Most religious traditions include some form of fasting, though the rules and meanings differ considerably. In some cases, fasting marks repentance or atonement; in others, it is a discipline of self-mastery, ritual purification, solidarity, or attentiveness to the sacred. From an anthropological standpoint, fasting is one of the clearest ways religious traditions place the body within a moral and communal order.
In Ramadan, the practical rule is straightforward: Muslims fast from food and liquid each day from dawn to sunset for approximately one month. The fast begins at Fajr and ends at Maghrib. Eating and drinking are allowed before dawn, at suhoor, and after sunset, at iftar. The purpose is not simply self-denial. The Qur’an presents fasting as a way to grow in taqwa, usually understood as God-consciousness or mindfulness of God; Ramadan is also linked to the revelation of the Qur’an, which is why fasting is joined to prayer, repentance, and charity. Exemptions commonly apply in cases such as illness, travel, pregnancy, menstruation, or other conditions recognized in Islamic law.
In the Latin Catholic tradition, Lent is not 40 days of daily total fasting, but instead a season structured by specific penitential obligations. In the universal law of the Church, Ash Wednesday and Good Friday are days of fasting and abstinence, while the Fridays of Lent are days of abstinence from meat; local bishops’ conferences may determine more precise observance. The reason is theological rather than merely dietary. Catholic practice treats fasting as part of penance and conversion, alongside prayer and almsgiving, ordered toward Easter and the renewal of Christian life.
Why religions fast
Eastern Orthodox Lent is usually more demanding in food discipline. During Great Lent, the standard pattern is abstinence from meat, dairy, and eggs, and in stricter practice also from fish, olive oil, and wine on many days; some feast days relax the rule, with fish often permitted on the Annunciation and Palm Sunday. Orthodox sources also stress that the point is not legalism but spiritual training: fasting is meant to curb passions, deepen prayer, and prepare the faithful for Pascha. In practical terms, Orthodox fasting usually means changing what is eaten more than eliminating food altogether.

In Judaism, the best-known full fast is Yom Kippur, the Day of Atonement. It lasts roughly 25 hours, from before sunset on the eve of the holy day until after nightfall the next day. The fast means no food and no drink, even water. Traditional observance also includes refraining from acts associated with bodily comfort or pleasure, such as bathing, perfumes, leather shoes, and sexual relations. The purpose is repentance, atonement, and concentrated spiritual self-examination before God. As in other traditions, health needs can override the fast.
In Buddhism, fasting is usually less about a long penitential season and more about discipline, detachment, and clarity of mind. A common example is the uposatha observance, on which serious lay Buddhists may take the Eight Precepts for a day and night. One of those precepts is abstaining from food after noon until the following dawn. In monastic life, many Theravada communities also keep the rule against eating at the “wrong time,” meaning after midday. The aim is not repentance before a personal God, but restraint of desire, simplicity, and support for meditation.
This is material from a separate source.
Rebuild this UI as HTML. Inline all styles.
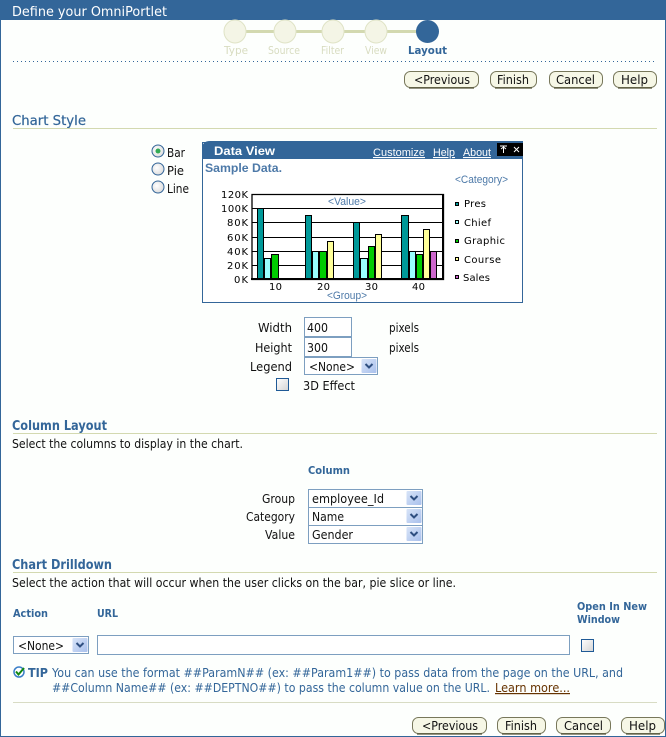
<!DOCTYPE html>
<html><head><meta charset="utf-8"><title>Define your OmniPortlet</title>
<style>
html,body{margin:0;padding:0;background:#fdfffd;}
svg{display:block;font-family:"DejaVu Sans","Liberation Sans",sans-serif;}
.t{font-size:12px;fill:#111;}
.h{font-size:13px;font-weight:bold;fill:#336699;}
.b{font-size:11px;font-weight:bold;fill:#336699;}
.tip{font-size:12px;fill:#336699;}
.tr{font-size:11px;fill:#d8dcc0;}
.a{font-family:"Liberation Sans",sans-serif;font-size:11px;fill:#4d79a8;}
.l{font-family:"Liberation Sans",sans-serif;font-size:11px;fill:#fff;text-decoration:underline;}
.ax{font-size:10px;fill:#000;}
.btn{font-size:12px;fill:#111;}
</style></head><body>
<svg width="666" height="737" viewBox="0 0 666 737" xmlns="http://www.w3.org/2000/svg">
<defs>
<linearGradient id="ar" x1="0" y1="0" x2="1" y2="1"><stop offset="0" stop-color="#d8e4f8"/><stop offset="1" stop-color="#a9c0ec"/></linearGradient>
<linearGradient id="cb" x1="0" y1="0" x2="1" y2="1"><stop offset="0" stop-color="#fff"/><stop offset="1" stop-color="#d4d4d4"/></linearGradient>
<radialGradient id="rd" cx=".4" cy=".4" r=".7"><stop offset="0" stop-color="#fff"/><stop offset="1" stop-color="#d8d8d8"/></radialGradient>
<g id="arrow"><rect width="15" height="14" rx="1" fill="url(#ar)"/><path d="M4 5l3.5 3.5L11 5" fill="none" stroke="#2f4f80" stroke-width="2"/></g>
</defs>
<rect width="666" height="737" fill="#fdfffd"/>
<rect x="0" y="0" width="1" height="737" fill="#336699"/><rect x="665" y="0" width="1" height="737" fill="#336699"/><rect x="0" y="736" width="666" height="1" fill="#336699"/>
<rect width="666" height="20" fill="#336699"/>
<text x="12" y="16" textLength="155" lengthAdjust="spacingAndGlyphs" font-size="13" fill="#fff">Define your OmniPortlet</text>

<!-- train -->
<rect x="235" y="30" width="192" height="3" fill="#d3d9b0"/>
<g fill="#f4f5e6" stroke="#dfe3c6"><ellipse cx="235" cy="31.500" rx="11" ry="11.500"/><ellipse cx="285" cy="31.500" rx="11" ry="11.500"/><ellipse cx="333" cy="31.500" rx="11" ry="11.500"/><ellipse cx="376" cy="31.500" rx="11" ry="11.500"/></g>
<ellipse cx="427.500" cy="31.500" rx="11.500" ry="11.500" fill="#336699"/>
<text class="tr" x="224" y="54" textLength="24" lengthAdjust="spacingAndGlyphs">Type</text>
<text class="tr" x="268" y="54" textLength="32" lengthAdjust="spacingAndGlyphs">Source</text>
<text class="tr" x="321" y="54" textLength="23" lengthAdjust="spacingAndGlyphs">Filter</text>
<text class="tr" x="365" y="54" textLength="22" lengthAdjust="spacingAndGlyphs">View</text>
<text class="b" x="408" y="54" textLength="39" lengthAdjust="spacingAndGlyphs">Layout</text>
<line x1="13" y1="61.500" x2="657" y2="61.500" stroke="#336699" stroke-dasharray="1 3"/>

<!-- top buttons -->
<g fill="#f6f7e6" stroke="#77775a"><rect x="404.500" y="71.500" width="74" height="16" rx="6"/><rect x="490.500" y="71.500" width="46" height="16" rx="6"/><rect x="549.500" y="71.500" width="53" height="16" rx="6"/><rect x="613.500" y="71.500" width="43" height="16" rx="6"/></g>
<g stroke="#55553a" stroke-width="1.300" fill="none"><path d="M409 88h65"/><path d="M495 88h37"/><path d="M554 88h44"/><path d="M618 88h34"/></g>
<text class="btn" x="414" y="84" textLength="56" lengthAdjust="spacingAndGlyphs">&lt;Previous</text>
<text class="btn" x="497" y="84" textLength="32" lengthAdjust="spacingAndGlyphs">Finish</text>
<text class="btn" x="556" y="84" textLength="39" lengthAdjust="spacingAndGlyphs">Cancel</text>
<text class="btn" x="621" y="84" textLength="27" lengthAdjust="spacingAndGlyphs">Help</text>

<!-- Chart Style -->
<text x="12" y="125" textLength="74" lengthAdjust="spacingAndGlyphs" font-size="13" fill="#336699" stroke="#336699" stroke-width=".2">Chart Style</text>
<rect x="13" y="128" width="644" height="1" fill="#d3d9b0"/>
<g fill="url(#rd)" stroke="#336699"><circle cx="158" cy="151" r="6"/><circle cx="158" cy="169" r="6"/><circle cx="158" cy="187" r="6"/></g>
<circle cx="158" cy="151" r="2.500" fill="#33aa55"/>
<text class="t" x="167" y="157" textLength="18" lengthAdjust="spacingAndGlyphs">Bar</text>
<text class="t" x="167" y="175" textLength="17" lengthAdjust="spacingAndGlyphs">Pie</text>
<text class="t" x="167" y="193" textLength="22" lengthAdjust="spacingAndGlyphs">Line</text>

<!-- Chart panel -->
<rect x="202.500" y="142.500" width="320" height="160" fill="#fff" stroke="#336699"/>
<path d="M202 159v-10q0-8 8-8h313v18z" fill="#336699"/>
<text x="214" y="155" textLength="61" lengthAdjust="spacingAndGlyphs" font-family="Liberation Sans" font-size="12" font-weight="bold" fill="#fff">Data View</text>
<text class="l" x="373" y="156" textLength="52" lengthAdjust="spacingAndGlyphs">Customize</text>
<text class="l" x="433" y="156" textLength="22" lengthAdjust="spacingAndGlyphs">Help</text>
<text class="l" x="463" y="156" textLength="28" lengthAdjust="spacingAndGlyphs">About</text>
<rect x="497" y="143" width="26" height="13" fill="#000"/>
<path d="M500 146h7M503.500 146v7M501 149l2.500-2 2.500 2M514 147l5 5M519 147l-5 5" stroke="#fff" fill="none"/>
<text x="205" y="172" textLength="77" lengthAdjust="spacingAndGlyphs" font-family="Liberation Sans" font-size="12" font-weight="bold" fill="#4d79a8">Sample Data.</text>
<text class="a" x="455" y="183" textLength="53" lengthAdjust="spacingAndGlyphs">&lt;Category&gt;</text>

<!-- plot -->
<g stroke="#000"><path d="M252 208.500h191M252 222.500h191M252 237.500h191M252 251.500h191M252 265.500h191"/></g>
<g stroke="#000" fill="#009999">
<rect x="257.500" y="208.500" width="6" height="70"/><rect x="305.500" y="215.500" width="6" height="63"/><rect x="353.500" y="222.500" width="6" height="56"/><rect x="401.500" y="215.500" width="7" height="63"/></g>
<g stroke="#000" fill="#99ffff">
<rect x="264.500" y="258.500" width="6" height="20"/><rect x="312.500" y="251.500" width="6" height="27"/><rect x="360.500" y="258.500" width="7" height="20"/><rect x="409.500" y="251.500" width="6" height="27"/></g>
<g stroke="#000" fill="#00cc00">
<rect x="271.500" y="254.500" width="7" height="24"/><rect x="319.500" y="251.500" width="7" height="27"/><rect x="368.500" y="246.500" width="6" height="32"/><rect x="416.500" y="254.500" width="6" height="24"/></g>
<g stroke="#000" fill="#ffff99">
<rect x="327.500" y="241.500" width="6" height="37"/><rect x="375.500" y="234.500" width="6" height="44"/><rect x="423.500" y="229.500" width="6" height="49"/></g>
<rect x="430.500" y="251.500" width="6" height="27" fill="#cc66cc" stroke="#000"/>
<path d="M252 194.500h191.500v85h-191.500z" fill="none" stroke="#000" stroke-width="1.300"/>
<rect x="442" y="194" width="2" height="86" fill="#000"/><rect x="251" y="278" width="193" height="2" fill="#000"/>
<text class="a" x="328" y="205" textLength="38" lengthAdjust="spacingAndGlyphs">&lt;Value&gt;</text>
<text class="a" x="327" y="299" textLength="40" lengthAdjust="spacingAndGlyphs">&lt;Group&gt;</text>
<g class="ax">
<text class="ax" x="221" y="198" textLength="27">120K</text>
<text class="ax" x="221" y="212" textLength="27">100K</text>
<text class="ax" x="227" y="226" textLength="21">80K</text>
<text class="ax" x="227" y="241" textLength="21">60K</text>
<text class="ax" x="227" y="255" textLength="21">40K</text>
<text class="ax" x="227" y="269" textLength="21">20K</text>
<text class="ax" x="234" y="283" textLength="14">0K</text>
<text class="ax" x="269" y="290" textLength="13">10</text>
<text class="ax" x="317" y="290" textLength="13">20</text>
<text class="ax" x="365" y="290" textLength="13">30</text>
<text class="ax" x="412" y="290" textLength="13">40</text>
<text class="ax" x="464" y="207" textLength="22">Pres</text>
<text class="ax" x="464" y="226" textLength="27">Chief</text>
<text class="ax" x="464" y="244" textLength="41">Graphic</text>
<text class="ax" x="464" y="263" textLength="37">Course</text>
<text class="ax" x="463" y="281" textLength="27">Sales</text>
</g>
<g stroke="#000"><rect x="455.500" y="202.500" width="3" height="3" fill="#009999"/><rect x="455.500" y="220.500" width="3" height="3" fill="#99ffff"/><rect x="455.500" y="239.500" width="3" height="3" fill="#00cc00"/><rect x="455.500" y="257.500" width="3" height="3" fill="#ffff99"/><rect x="455.500" y="275.500" width="3" height="3" fill="#cc66cc"/></g>

<!-- size form -->
<text class="t" x="258" y="332" textLength="34" lengthAdjust="spacingAndGlyphs">Width</text>
<text class="t" x="255" y="352" textLength="37" lengthAdjust="spacingAndGlyphs">Height</text>
<text class="t" x="250" y="371" textLength="42" lengthAdjust="spacingAndGlyphs">Legend</text>
<g fill="#fff" stroke="#7d9fc0"><rect x="304.500" y="317.500" width="47" height="19"/><rect x="304.500" y="337.500" width="47" height="19"/><rect x="304.500" y="357.500" width="73" height="17"/></g>
<text class="t" x="307" y="332" textLength="21" lengthAdjust="spacingAndGlyphs">400</text>
<text class="t" x="307" y="352" textLength="21" lengthAdjust="spacingAndGlyphs">300</text>
<text class="t" x="309" y="371" textLength="46" lengthAdjust="spacingAndGlyphs">&lt;None&gt;</text>
<use href="#arrow" x="361.500" y="359"/>
<text class="t" x="389" y="332" textLength="30" lengthAdjust="spacingAndGlyphs">pixels</text>
<text class="t" x="389" y="352" textLength="30" lengthAdjust="spacingAndGlyphs">pixels</text>
<rect x="276.500" y="378.500" width="12" height="12" fill="url(#cb)" stroke="#1f5a96"/>
<text class="t" x="303" y="390" textLength="52" lengthAdjust="spacingAndGlyphs">3D Effect</text>

<!-- Column Layout -->
<text class="h" x="12" y="430" textLength="95" lengthAdjust="spacingAndGlyphs">Column Layout</text>
<rect x="13" y="433" width="644" height="1" fill="#d3d9b0"/>
<text class="t" x="12" y="448" textLength="231" lengthAdjust="spacingAndGlyphs">Select the columns to display in the chart.</text>
<text class="b" x="308" y="474" textLength="42" lengthAdjust="spacingAndGlyphs">Column</text>
<text class="t" x="262" y="503" textLength="33" lengthAdjust="spacingAndGlyphs">Group</text>
<text class="t" x="246" y="521" textLength="49" lengthAdjust="spacingAndGlyphs">Category</text>
<text class="t" x="265" y="539" textLength="30" lengthAdjust="spacingAndGlyphs">Value</text>
<g fill="#fff" stroke="#7d9fc0"><rect x="308.500" y="489.500" width="114" height="18"/><rect x="308.500" y="507.500" width="114" height="18"/><rect x="308.500" y="525.500" width="114" height="18"/></g>
<text class="t" x="312" y="503" textLength="72" lengthAdjust="spacingAndGlyphs">employee_Id</text>
<text class="t" x="312" y="521" textLength="32" lengthAdjust="spacingAndGlyphs">Name</text>
<text class="t" x="312" y="539" textLength="41" lengthAdjust="spacingAndGlyphs">Gender</text>
<use href="#arrow" x="406.500" y="491"/><use href="#arrow" x="406.500" y="509"/><use href="#arrow" x="406.500" y="527"/>

<!-- Chart Drilldown -->
<text class="h" x="12" y="569" textLength="100" lengthAdjust="spacingAndGlyphs">Chart Drilldown</text>
<rect x="13" y="572" width="644" height="1" fill="#d3d9b0"/>
<text class="t" x="12" y="587" textLength="444" lengthAdjust="spacingAndGlyphs">Select the action that will occur when the user clicks on the bar, pie slice or line.</text>
<text class="b" x="13" y="617" textLength="35" lengthAdjust="spacingAndGlyphs">Action</text>
<text class="b" x="97" y="617" textLength="21" lengthAdjust="spacingAndGlyphs">URL</text>
<text class="b" x="577" y="610" textLength="70" lengthAdjust="spacingAndGlyphs">Open In New</text>
<text class="b" x="577" y="623" textLength="43" lengthAdjust="spacingAndGlyphs">Window</text>
<rect x="13.500" y="636.500" width="75" height="17" fill="#fff" stroke="#7d9fc0"/>
<text class="t" x="18" y="650" textLength="46" lengthAdjust="spacingAndGlyphs">&lt;None&gt;</text>
<use href="#arrow" x="72.500" y="638"/>
<rect x="97.500" y="635.500" width="472" height="19" fill="#fff" stroke="#7d9fc0"/>
<rect x="581.500" y="639.500" width="12" height="12" fill="url(#cb)" stroke="#1f5a96"/>

<!-- Tip -->
<circle cx="19" cy="672" r="5" fill="#fff" stroke="#3a7fc8" stroke-width="1.500"/>
<path d="M16 671.500l2.500 3L24 668" fill="none" stroke="#118811" stroke-width="2"/>
<text x="28" y="677" textLength="20" lengthAdjust="spacingAndGlyphs" font-size="12" font-weight="bold" fill="#336699">TIP</text>
<text class="tip" x="52" y="677" textLength="571" lengthAdjust="spacingAndGlyphs">You can use the format ##ParamN## (ex: ##Param1##) to pass data from the page on the URL, and</text>
<text class="tip" x="52" y="692" textLength="438" lengthAdjust="spacingAndGlyphs">##Column Name## (ex: ##DEPTNO##) to pass the column value on the URL.</text>
<text x="495" y="692" textLength="75" lengthAdjust="spacingAndGlyphs" font-size="12" fill="#663300" text-decoration="underline">Learn more...</text>
<rect x="13" y="702" width="644" height="1" fill="#d8dcc4"/>

<!-- bottom buttons -->
<g fill="#f6f7e6" stroke="#77775a"><rect x="412.500" y="717.500" width="74" height="16" rx="6"/><rect x="497.500" y="717.500" width="48" height="16" rx="6"/><rect x="556.500" y="717.500" width="54" height="16" rx="6"/><rect x="621.500" y="717.500" width="43" height="16" rx="6"/></g>
<g stroke="#55553a" stroke-width="1.300" fill="none"><path d="M417 734h65"/><path d="M502 734h39"/><path d="M561 734h45"/><path d="M626 734h34"/></g>
<text class="btn" x="422" y="730" textLength="56" lengthAdjust="spacingAndGlyphs">&lt;Previous</text>
<text class="btn" x="505" y="730" textLength="32" lengthAdjust="spacingAndGlyphs">Finish</text>
<text class="btn" x="564" y="730" textLength="39" lengthAdjust="spacingAndGlyphs">Cancel</text>
<text class="btn" x="629" y="730" textLength="27" lengthAdjust="spacingAndGlyphs">Help</text>
</svg>
</body></html>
The practical differences are striking. Ramadan is a month of daily daylight fasting with meals at night. Latin Catholic Lent is usually a season of selected fast and abstinence days. Eastern Orthodox Lent is often a broader restriction on categories of food over many weeks. Yom Kippur is a single, intense complete fast. Buddhist uposatha is often a time-limited ascetical discipline, especially marked by no food after noon.
The common thread is not one uniform rule, but a shared religious intuition: appetite can be regulated on purpose, and bodily restraint can train a person or a community toward a higher good.